■ **GIVEN INFORMATION**
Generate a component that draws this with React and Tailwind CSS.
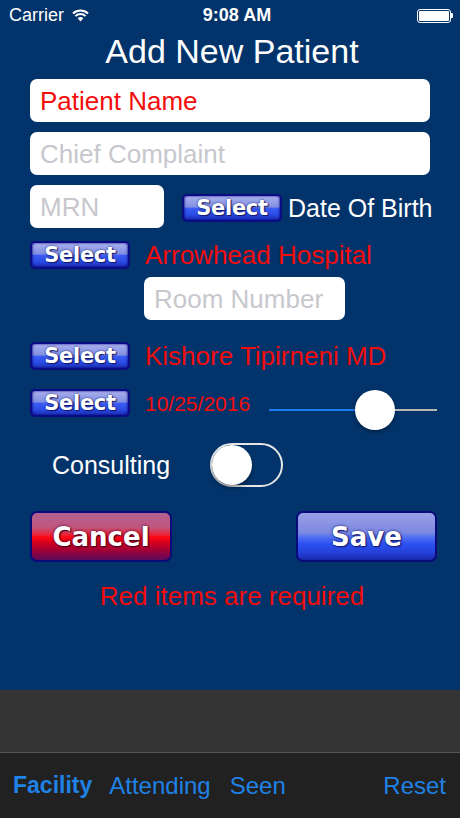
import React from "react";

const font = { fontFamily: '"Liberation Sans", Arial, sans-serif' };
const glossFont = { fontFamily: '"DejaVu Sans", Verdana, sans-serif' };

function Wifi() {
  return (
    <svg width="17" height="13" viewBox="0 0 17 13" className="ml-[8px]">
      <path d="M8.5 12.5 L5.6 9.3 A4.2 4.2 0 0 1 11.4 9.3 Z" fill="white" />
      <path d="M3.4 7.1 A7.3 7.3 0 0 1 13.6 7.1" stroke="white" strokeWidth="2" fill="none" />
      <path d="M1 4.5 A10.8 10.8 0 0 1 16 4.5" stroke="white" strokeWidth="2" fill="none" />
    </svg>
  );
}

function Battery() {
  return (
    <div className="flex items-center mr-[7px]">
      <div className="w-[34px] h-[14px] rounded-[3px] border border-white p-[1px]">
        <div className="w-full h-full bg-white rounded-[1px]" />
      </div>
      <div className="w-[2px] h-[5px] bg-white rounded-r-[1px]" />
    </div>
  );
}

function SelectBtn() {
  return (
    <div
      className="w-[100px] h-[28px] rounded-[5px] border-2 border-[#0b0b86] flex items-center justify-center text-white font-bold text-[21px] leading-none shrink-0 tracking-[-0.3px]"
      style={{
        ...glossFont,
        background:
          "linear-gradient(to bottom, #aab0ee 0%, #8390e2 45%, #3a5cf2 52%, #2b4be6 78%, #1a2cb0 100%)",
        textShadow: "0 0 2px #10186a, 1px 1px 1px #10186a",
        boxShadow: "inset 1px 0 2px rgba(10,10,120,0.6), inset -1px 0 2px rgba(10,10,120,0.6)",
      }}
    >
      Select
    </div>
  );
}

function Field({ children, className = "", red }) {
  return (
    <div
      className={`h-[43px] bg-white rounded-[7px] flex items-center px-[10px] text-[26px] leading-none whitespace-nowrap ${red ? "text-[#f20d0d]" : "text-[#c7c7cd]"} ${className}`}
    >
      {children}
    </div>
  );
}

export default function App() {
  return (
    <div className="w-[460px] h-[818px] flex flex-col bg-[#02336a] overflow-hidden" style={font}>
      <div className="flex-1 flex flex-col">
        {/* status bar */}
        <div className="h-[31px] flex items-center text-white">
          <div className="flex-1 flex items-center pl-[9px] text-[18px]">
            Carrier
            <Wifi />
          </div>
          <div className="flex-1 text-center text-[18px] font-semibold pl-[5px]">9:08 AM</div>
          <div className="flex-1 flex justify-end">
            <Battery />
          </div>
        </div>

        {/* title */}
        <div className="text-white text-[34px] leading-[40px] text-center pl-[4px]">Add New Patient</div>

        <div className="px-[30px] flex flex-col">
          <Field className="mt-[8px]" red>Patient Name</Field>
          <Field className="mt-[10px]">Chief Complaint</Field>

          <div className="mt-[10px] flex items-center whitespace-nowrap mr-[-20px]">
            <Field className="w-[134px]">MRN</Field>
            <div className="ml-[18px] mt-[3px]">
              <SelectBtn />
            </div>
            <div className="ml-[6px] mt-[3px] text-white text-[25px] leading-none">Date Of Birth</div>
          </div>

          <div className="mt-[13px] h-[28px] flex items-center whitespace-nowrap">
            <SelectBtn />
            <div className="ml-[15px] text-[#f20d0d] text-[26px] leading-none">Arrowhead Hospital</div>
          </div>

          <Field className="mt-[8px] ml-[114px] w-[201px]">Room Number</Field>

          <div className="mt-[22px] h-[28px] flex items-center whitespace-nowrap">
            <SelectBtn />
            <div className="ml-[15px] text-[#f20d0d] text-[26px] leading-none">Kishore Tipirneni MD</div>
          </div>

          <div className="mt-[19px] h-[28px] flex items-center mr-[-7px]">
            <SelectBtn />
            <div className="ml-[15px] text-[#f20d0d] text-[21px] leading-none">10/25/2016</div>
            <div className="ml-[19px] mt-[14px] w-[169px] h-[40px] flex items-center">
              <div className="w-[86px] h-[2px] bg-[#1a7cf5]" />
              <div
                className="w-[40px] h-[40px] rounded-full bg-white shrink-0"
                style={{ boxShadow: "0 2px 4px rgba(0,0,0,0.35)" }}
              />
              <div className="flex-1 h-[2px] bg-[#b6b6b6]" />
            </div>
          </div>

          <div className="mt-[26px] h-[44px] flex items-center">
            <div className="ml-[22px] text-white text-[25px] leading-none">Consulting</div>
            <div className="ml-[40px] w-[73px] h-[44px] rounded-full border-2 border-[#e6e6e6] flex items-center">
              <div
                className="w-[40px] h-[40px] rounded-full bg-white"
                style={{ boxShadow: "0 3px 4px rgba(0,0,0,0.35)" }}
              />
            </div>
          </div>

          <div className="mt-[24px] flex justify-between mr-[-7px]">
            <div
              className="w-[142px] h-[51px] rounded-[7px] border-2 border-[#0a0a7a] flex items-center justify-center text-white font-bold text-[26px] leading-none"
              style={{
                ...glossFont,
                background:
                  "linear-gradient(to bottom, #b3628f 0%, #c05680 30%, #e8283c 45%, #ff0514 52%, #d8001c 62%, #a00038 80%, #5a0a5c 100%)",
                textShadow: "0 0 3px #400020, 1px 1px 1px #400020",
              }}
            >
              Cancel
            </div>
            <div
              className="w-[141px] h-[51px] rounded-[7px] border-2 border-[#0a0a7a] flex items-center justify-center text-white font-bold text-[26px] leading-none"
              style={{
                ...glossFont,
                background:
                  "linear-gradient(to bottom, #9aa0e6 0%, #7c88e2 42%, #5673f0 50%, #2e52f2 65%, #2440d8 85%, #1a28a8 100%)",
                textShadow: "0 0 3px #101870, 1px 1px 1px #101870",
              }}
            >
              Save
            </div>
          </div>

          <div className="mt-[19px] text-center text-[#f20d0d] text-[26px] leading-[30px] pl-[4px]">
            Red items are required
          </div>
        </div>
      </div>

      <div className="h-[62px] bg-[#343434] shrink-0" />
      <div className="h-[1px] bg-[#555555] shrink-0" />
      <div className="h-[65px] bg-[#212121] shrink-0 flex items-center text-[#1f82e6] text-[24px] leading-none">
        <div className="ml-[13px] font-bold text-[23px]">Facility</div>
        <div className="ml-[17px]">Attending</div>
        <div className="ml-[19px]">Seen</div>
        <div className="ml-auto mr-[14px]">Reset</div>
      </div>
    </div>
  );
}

■ **REQUIREMENT**
Filter lines by "React" and return each hit.

■ **ANSWER TO THE EXERCISE**
Generate a component that draws this with React and Tailwind CSS.
import React from "react";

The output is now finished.